Las influencias, por otra parte, circulan en la superficie. Se dejan oír en voz de Bowie, en los arreglos y la escena: el Lennon confesional de God, la adrenalina de Iggy Pop, el Exploding Plastic Inevitable de The Velvet Underground, la elegancia de Marc Bolan o la altivez poética de Dylan fueron territorio fértil para sembrar provocación y extrañamiento. El marco instrumental, entre minimalista y barroco, completa la odisea: Ken Scott, coproductor del disco con el propio Bowie, destaca en sus memorias de qué modo eliminaron los platillos de la batería e incluyeron una guitarra acústica de 12 cuerdas como entidad percusiva en la totalidad de las canciones. Un retorno a la simpleza. Referencia a Elvis y Bill Haley, dirá Scott, o a Jerry Lee Lewis en el repetitivo piano de “Star”, instrumento constante que tiene su peak en la magnífica “Lady Stardust”, canción queer cantada entre Lennon y Elton John con una melodía propia del mejor Paul McCartney.
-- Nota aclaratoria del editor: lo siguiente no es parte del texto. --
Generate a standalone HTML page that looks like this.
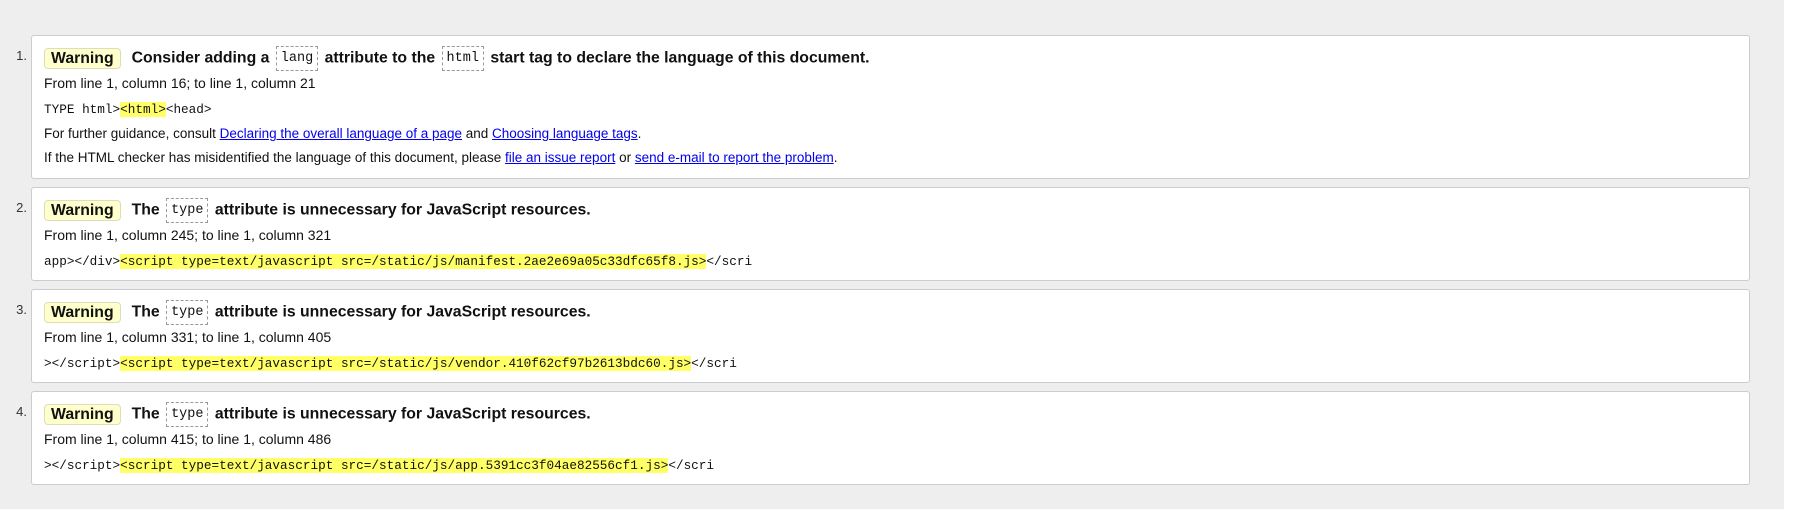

Aquel “gato japonés que podía lamerte con una sonrisa”, tal como lo describe el tema Ziggy Stardust, tuvo su trip hasta que el 3 de julio de 1973 un Bowie enfundado en su túnica dorada, botas rojas y pelo naranja solar decidió terminar con él. Una constante en la vida de David Robert Jones. Reinventarse, ser otro con la misma convicción camaleónica para traficar personalidades. Dejar atrás a Ziggy Stardust en un Hammersmith Odeon perplejo fue un gran acierto, y le brindó a un personaje fundado sobre posturas existenciales de elevado riesgo un carácter tan irrepetible como veraz. Calcular ahora la nómina de músicos y artistas influidos por David Bowie desde principios de los 70 sería del todo inviable. No así la intensidad con que expandió su desafío a las costumbres y su permanente ideal transformativo, que fueron enormes, y siguen siendo claves de cara a una continua renovación la música y las artes en estos tiempos de anomia cultural.